=== GIVEN MATERIAL ===
---------------

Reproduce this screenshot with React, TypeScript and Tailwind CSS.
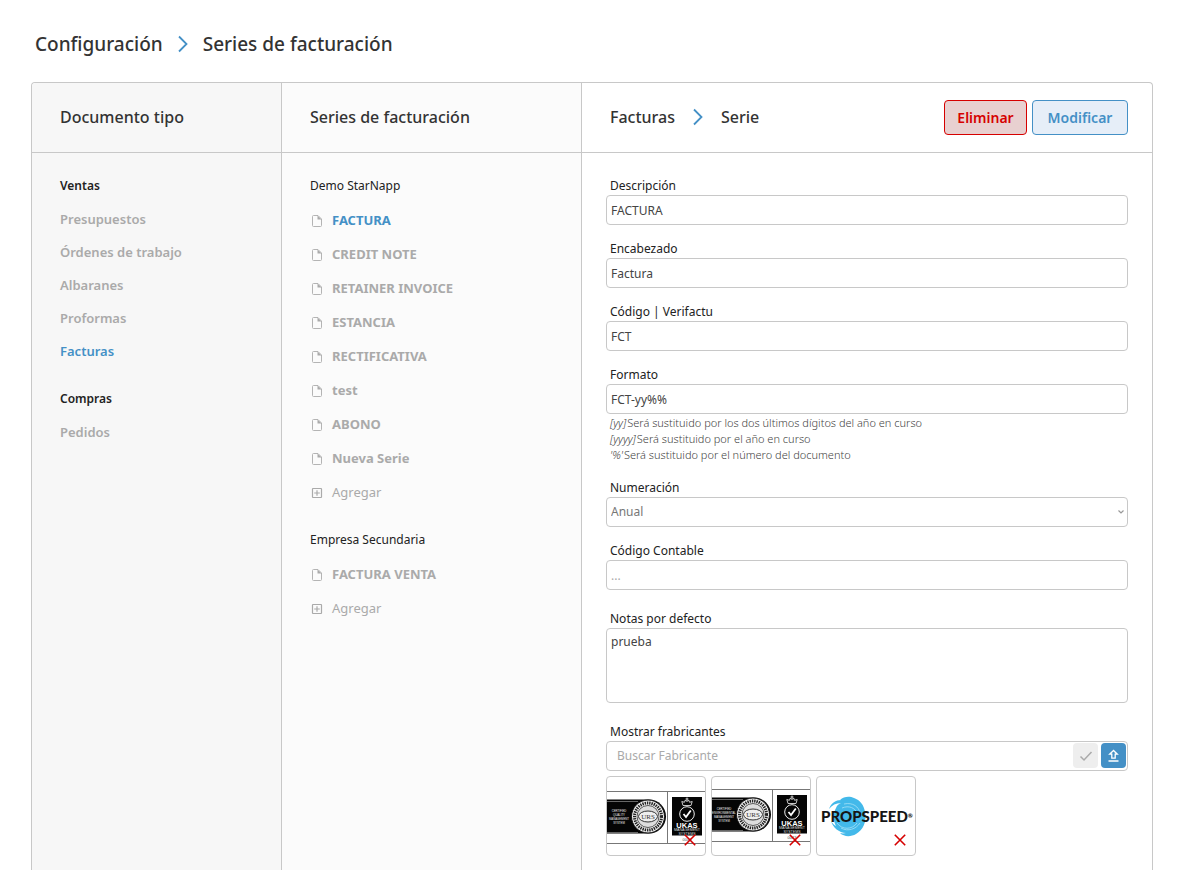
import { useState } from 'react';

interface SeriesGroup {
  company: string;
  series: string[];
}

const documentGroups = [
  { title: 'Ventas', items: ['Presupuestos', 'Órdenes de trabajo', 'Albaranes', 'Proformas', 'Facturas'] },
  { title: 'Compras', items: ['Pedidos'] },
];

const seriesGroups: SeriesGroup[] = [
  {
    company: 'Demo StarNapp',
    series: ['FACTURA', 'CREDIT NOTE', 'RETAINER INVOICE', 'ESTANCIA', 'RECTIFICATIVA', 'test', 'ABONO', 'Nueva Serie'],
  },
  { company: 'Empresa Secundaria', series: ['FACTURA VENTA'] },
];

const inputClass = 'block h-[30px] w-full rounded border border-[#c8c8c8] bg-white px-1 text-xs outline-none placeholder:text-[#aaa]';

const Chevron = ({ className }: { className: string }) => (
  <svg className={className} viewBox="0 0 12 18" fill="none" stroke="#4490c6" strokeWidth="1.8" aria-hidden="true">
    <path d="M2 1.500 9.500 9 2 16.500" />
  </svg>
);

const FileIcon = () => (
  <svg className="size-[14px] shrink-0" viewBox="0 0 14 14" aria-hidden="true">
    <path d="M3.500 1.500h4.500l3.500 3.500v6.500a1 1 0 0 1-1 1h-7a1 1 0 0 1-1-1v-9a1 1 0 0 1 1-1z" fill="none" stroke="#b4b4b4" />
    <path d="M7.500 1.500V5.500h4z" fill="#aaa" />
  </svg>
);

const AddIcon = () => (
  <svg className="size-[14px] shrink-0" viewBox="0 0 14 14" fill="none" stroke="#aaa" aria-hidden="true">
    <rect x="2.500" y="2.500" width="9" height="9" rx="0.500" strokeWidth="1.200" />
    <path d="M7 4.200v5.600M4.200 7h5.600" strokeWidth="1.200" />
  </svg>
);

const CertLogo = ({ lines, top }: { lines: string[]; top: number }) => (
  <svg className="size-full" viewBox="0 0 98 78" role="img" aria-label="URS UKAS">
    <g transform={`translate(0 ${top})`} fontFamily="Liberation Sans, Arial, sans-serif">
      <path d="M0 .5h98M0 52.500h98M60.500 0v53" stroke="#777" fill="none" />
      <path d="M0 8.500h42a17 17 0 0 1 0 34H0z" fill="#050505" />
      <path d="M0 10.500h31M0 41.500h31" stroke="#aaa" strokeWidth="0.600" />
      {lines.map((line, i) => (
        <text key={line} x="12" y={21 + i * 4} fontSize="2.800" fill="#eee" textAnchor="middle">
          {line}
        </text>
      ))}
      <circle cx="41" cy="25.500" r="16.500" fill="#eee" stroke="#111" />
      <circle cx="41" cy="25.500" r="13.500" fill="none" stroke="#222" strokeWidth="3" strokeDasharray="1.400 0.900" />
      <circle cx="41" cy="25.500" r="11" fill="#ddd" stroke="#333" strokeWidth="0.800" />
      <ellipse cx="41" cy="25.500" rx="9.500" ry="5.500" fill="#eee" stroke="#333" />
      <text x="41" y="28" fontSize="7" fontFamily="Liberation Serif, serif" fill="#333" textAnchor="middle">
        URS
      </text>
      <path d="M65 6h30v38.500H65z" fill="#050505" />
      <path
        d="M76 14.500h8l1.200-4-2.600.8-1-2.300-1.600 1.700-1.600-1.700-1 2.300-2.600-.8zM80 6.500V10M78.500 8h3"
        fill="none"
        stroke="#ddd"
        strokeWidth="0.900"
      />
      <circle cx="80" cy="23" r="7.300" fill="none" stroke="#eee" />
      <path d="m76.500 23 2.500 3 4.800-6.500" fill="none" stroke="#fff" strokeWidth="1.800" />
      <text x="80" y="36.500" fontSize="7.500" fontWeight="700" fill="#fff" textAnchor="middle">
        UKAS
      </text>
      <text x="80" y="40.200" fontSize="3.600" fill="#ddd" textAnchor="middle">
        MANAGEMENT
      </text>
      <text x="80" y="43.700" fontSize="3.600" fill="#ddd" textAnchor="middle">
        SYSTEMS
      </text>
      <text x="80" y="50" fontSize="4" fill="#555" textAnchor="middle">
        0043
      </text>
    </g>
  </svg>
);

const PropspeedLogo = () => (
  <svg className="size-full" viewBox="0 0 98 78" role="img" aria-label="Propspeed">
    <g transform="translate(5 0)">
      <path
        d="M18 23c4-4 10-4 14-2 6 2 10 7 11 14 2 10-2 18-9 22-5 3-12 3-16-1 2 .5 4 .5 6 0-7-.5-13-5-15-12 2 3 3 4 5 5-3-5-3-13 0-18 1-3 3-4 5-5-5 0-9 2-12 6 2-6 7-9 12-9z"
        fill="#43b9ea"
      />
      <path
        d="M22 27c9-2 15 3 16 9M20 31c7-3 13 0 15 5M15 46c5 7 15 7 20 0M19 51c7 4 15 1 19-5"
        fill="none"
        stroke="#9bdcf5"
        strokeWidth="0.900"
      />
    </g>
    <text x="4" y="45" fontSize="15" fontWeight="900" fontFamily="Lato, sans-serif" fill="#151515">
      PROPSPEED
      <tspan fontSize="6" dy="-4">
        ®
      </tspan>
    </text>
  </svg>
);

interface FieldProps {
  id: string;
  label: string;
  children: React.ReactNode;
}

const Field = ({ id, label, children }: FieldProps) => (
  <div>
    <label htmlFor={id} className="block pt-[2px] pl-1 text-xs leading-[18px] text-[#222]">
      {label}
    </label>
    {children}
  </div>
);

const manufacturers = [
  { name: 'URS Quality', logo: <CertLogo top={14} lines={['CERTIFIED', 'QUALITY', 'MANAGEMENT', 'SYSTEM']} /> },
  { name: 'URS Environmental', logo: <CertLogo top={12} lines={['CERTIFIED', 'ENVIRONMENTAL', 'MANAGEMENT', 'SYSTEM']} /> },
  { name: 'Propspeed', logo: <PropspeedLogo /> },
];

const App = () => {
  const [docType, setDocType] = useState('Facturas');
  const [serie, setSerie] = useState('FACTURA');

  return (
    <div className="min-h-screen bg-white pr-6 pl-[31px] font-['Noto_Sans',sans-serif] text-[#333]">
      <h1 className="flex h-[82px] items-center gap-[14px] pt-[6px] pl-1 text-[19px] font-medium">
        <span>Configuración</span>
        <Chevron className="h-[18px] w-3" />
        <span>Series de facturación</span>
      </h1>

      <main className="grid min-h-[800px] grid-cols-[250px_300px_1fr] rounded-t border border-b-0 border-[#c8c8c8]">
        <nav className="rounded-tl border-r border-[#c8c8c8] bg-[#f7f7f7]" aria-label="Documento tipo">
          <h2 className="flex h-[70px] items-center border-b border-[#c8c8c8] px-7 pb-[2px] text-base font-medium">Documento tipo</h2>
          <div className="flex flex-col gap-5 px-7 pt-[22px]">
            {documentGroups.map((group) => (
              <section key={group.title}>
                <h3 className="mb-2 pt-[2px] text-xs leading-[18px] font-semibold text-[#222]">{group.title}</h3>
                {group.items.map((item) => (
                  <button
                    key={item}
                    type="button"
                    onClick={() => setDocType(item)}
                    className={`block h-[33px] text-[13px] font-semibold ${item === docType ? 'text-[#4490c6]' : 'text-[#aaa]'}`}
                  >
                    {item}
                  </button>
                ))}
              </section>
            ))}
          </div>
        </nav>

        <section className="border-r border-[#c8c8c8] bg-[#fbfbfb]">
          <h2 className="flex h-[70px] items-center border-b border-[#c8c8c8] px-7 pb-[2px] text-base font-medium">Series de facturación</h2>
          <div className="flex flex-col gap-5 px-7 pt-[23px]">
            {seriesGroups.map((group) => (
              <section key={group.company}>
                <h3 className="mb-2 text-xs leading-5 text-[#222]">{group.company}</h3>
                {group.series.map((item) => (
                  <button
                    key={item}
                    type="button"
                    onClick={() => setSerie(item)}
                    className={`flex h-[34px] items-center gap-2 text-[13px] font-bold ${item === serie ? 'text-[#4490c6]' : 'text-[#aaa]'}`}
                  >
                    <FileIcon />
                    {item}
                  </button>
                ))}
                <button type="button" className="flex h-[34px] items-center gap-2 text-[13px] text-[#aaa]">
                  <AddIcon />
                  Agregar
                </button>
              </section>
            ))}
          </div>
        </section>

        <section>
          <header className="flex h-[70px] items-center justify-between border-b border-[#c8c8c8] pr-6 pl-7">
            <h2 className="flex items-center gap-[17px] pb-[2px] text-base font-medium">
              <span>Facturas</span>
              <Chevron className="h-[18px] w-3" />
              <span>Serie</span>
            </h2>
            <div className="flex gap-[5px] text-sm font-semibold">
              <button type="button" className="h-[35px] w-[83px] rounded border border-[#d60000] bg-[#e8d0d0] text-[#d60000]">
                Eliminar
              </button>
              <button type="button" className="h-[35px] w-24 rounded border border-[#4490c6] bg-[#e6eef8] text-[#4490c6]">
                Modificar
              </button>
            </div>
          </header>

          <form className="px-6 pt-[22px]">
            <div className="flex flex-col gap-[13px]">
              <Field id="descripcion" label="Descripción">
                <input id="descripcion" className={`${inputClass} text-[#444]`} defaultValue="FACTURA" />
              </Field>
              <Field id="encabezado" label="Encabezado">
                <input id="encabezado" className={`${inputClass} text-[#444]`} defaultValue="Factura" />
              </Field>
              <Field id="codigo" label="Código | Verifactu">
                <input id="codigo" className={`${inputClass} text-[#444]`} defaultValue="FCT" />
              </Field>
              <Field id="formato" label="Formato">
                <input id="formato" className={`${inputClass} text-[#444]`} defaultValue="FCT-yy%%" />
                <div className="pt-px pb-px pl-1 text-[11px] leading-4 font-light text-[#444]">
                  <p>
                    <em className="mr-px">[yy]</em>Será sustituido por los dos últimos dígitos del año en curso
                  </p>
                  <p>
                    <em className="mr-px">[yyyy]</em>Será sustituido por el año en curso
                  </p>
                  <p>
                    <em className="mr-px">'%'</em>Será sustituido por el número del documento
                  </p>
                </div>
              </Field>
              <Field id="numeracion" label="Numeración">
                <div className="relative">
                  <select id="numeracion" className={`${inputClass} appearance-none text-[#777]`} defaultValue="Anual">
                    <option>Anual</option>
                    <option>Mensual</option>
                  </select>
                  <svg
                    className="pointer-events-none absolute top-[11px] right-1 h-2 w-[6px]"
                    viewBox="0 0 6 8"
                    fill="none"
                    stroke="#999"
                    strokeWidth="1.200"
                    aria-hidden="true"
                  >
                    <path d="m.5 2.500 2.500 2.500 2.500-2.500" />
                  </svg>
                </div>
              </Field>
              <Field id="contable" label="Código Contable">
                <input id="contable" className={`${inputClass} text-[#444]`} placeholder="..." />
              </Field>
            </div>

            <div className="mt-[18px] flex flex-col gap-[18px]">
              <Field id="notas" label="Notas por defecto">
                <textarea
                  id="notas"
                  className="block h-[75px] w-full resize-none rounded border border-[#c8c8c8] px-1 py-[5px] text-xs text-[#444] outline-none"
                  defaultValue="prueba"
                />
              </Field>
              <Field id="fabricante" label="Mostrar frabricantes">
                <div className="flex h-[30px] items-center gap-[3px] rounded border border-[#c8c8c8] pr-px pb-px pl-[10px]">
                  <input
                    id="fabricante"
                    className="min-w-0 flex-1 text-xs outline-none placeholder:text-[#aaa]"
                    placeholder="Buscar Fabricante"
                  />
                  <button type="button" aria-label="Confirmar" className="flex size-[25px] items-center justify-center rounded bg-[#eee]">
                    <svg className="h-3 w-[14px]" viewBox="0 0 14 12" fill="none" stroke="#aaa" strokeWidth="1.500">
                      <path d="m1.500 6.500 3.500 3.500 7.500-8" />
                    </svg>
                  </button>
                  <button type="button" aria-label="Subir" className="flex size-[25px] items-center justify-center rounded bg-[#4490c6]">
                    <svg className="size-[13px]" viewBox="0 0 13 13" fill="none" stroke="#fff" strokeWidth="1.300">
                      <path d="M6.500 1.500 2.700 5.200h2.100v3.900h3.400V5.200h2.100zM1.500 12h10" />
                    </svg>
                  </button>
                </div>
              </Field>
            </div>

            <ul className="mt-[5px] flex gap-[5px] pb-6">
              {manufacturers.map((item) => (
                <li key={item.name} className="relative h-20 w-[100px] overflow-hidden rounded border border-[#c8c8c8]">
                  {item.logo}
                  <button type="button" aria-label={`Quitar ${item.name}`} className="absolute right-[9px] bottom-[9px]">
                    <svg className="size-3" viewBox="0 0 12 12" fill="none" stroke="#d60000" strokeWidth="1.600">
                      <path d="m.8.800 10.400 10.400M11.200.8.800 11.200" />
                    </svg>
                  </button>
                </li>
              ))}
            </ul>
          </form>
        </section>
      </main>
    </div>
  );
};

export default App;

---------------

=== STATED PROBLEM ===
Return the material line for line, from its beginning to the line that contains "const inputClass = 'block", with the pictures left out.

=== RESPONSE TO THE EXERCISE ===
Reproduce this screenshot with React, TypeScript and Tailwind CSS.
import { useState } from 'react';

interface SeriesGroup {
  company: string;
  series: string[];
}

const documentGroups = [
  { title: 'Ventas', items: ['Presupuestos', 'Órdenes de trabajo', 'Albaranes', 'Proformas', 'Facturas'] },
  { title: 'Compras', items: ['Pedidos'] },
];

const seriesGroups: SeriesGroup[] = [
  {
    company: 'Demo StarNapp',
    series: ['FACTURA', 'CREDIT NOTE', 'RETAINER INVOICE', 'ESTANCIA', 'RECTIFICATIVA', 'test', 'ABONO', 'Nueva Serie'],
  },
  { company: 'Empresa Secundaria', series: ['FACTURA VENTA'] },
];

const inputClass = 'block h-[30px] w-full rounded border border-[#c8c8c8] bg-white px-1 text-xs outline-none placeholder:text-[#aaa]';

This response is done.